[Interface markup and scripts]
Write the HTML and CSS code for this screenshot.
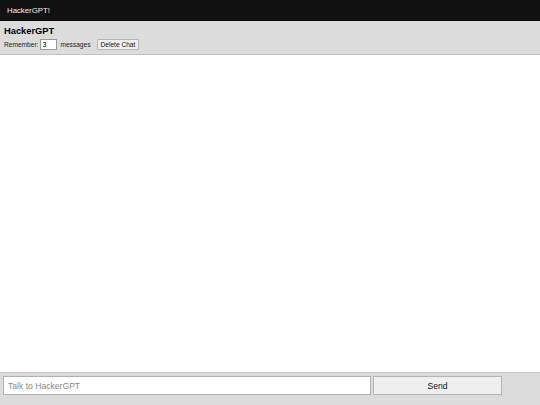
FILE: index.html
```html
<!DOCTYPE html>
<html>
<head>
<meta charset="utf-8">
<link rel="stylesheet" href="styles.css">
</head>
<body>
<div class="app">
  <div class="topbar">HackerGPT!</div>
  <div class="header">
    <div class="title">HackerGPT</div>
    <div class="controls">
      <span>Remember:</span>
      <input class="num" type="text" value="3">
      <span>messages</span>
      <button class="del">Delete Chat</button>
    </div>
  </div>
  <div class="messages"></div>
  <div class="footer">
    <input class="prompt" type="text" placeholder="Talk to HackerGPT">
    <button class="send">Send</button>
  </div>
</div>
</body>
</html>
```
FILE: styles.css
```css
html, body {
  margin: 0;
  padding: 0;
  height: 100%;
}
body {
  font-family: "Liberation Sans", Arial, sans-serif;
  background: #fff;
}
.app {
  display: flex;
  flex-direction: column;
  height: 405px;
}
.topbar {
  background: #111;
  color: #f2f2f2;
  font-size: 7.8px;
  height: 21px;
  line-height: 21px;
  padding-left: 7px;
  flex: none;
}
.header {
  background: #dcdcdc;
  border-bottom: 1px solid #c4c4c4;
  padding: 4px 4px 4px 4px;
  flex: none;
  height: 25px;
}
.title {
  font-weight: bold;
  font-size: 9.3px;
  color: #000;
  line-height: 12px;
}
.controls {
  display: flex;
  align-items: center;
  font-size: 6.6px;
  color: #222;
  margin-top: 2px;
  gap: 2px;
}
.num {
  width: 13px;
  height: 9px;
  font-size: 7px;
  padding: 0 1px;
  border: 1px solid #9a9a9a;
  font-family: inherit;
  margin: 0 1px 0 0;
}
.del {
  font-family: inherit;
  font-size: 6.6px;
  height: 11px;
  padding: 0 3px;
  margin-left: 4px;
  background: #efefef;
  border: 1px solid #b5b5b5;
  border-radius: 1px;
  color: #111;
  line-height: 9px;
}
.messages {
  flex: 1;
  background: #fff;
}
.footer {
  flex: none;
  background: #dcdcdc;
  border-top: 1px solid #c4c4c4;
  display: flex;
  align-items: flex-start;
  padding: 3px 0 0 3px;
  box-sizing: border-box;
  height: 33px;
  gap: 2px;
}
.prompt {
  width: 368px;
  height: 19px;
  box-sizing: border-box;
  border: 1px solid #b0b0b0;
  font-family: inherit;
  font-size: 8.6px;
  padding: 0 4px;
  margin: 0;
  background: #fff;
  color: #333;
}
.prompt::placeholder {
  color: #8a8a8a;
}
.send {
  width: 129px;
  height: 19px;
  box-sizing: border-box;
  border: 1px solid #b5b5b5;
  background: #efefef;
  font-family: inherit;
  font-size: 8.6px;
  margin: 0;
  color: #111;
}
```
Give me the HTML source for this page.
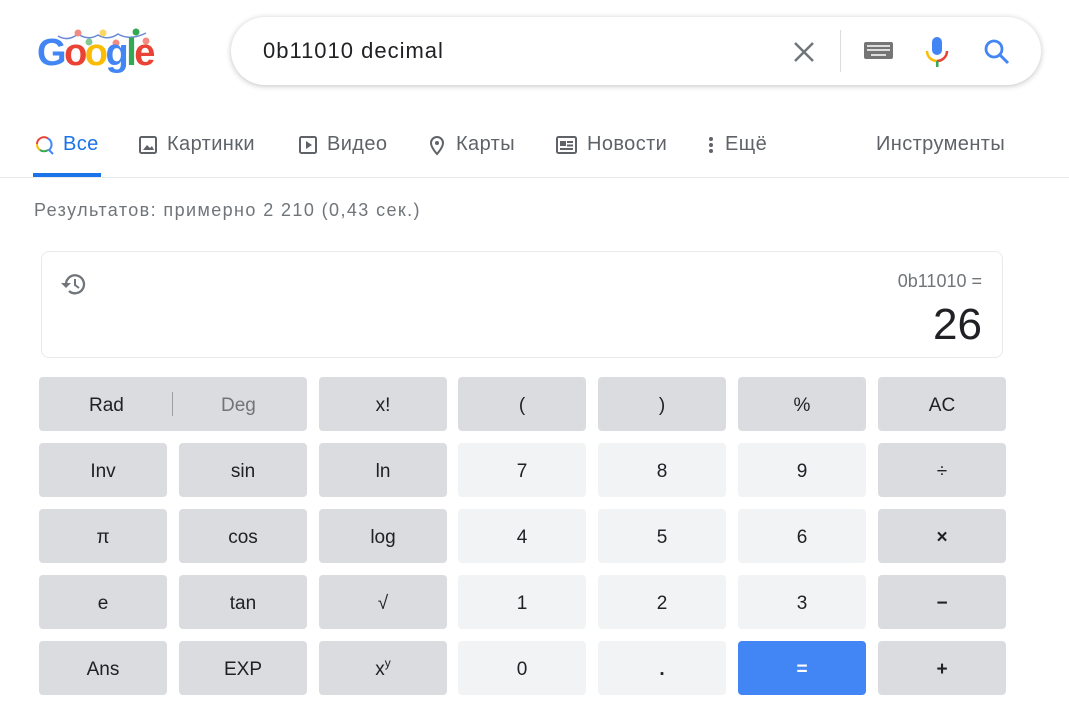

→ YOUR OBJECTIVE
Reproduce the material in its entirety and word for word, without the pictures.

→ EXERCISE SOLUTION
Write the HTML and CSS code for this screenshot.
FILE: index.html
```html
<!DOCTYPE html>
<html>
<head>
<meta charset="utf-8">
<link rel="stylesheet" href="styles.css">
</head>
<body>
<div class="app">
  <div class="topbar">HackerGPT!</div>
  <div class="header">
    <div class="title">HackerGPT</div>
    <div class="controls">
      <span>Remember:</span>
      <input class="num" type="text" value="3">
      <span>messages</span>
      <button class="del">Delete Chat</button>
    </div>
  </div>
  <div class="messages"></div>
  <div class="footer">
    <input class="prompt" type="text" placeholder="Talk to HackerGPT">
    <button class="send">Send</button>
  </div>
</div>
</body>
</html>
```
FILE: styles.css
```css
html, body {
  margin: 0;
  padding: 0;
  height: 100%;
}
body {
  font-family: "Liberation Sans", Arial, sans-serif;
  background: #fff;
}
.app {
  display: flex;
  flex-direction: column;
  height: 405px;
}
.topbar {
  background: #111;
  color: #f2f2f2;
  font-size: 7.8px;
  height: 21px;
  line-height: 21px;
  padding-left: 7px;
  flex: none;
}
.header {
  background: #dcdcdc;
  border-bottom: 1px solid #c4c4c4;
  padding: 4px 4px 4px 4px;
  flex: none;
  height: 25px;
}
.title {
  font-weight: bold;
  font-size: 9.3px;
  color: #000;
  line-height: 12px;
}
.controls {
  display: flex;
  align-items: center;
  font-size: 6.6px;
  color: #222;
  margin-top: 2px;
  gap: 2px;
}
.num {
  width: 13px;
  height: 9px;
  font-size: 7px;
  padding: 0 1px;
  border: 1px solid #9a9a9a;
  font-family: inherit;
  margin: 0 1px 0 0;
}
.del {
  font-family: inherit;
  font-size: 6.6px;
  height: 11px;
  padding: 0 3px;
  margin-left: 4px;
  background: #efefef;
  border: 1px solid #b5b5b5;
  border-radius: 1px;
  color: #111;
  line-height: 9px;
}
.messages {
  flex: 1;
  background: #fff;
}
.footer {
  flex: none;
  background: #dcdcdc;
  border-top: 1px solid #c4c4c4;
  display: flex;
  align-items: flex-start;
  padding: 3px 0 0 3px;
  box-sizing: border-box;
  height: 33px;
  gap: 2px;
}
.prompt {
  width: 368px;
  height: 19px;
  box-sizing: border-box;
  border: 1px solid #b0b0b0;
  font-family: inherit;
  font-size: 8.6px;
  padding: 0 4px;
  margin: 0;
  background: #fff;
  color: #333;
}
.prompt::placeholder {
  color: #8a8a8a;
}
.send {
  width: 129px;
  height: 19px;
  box-sizing: border-box;
  border: 1px solid #b5b5b5;
  background: #efefef;
  font-family: inherit;
  font-size: 8.6px;
  margin: 0;
  color: #111;
}
```
Give me the HTML source for this page.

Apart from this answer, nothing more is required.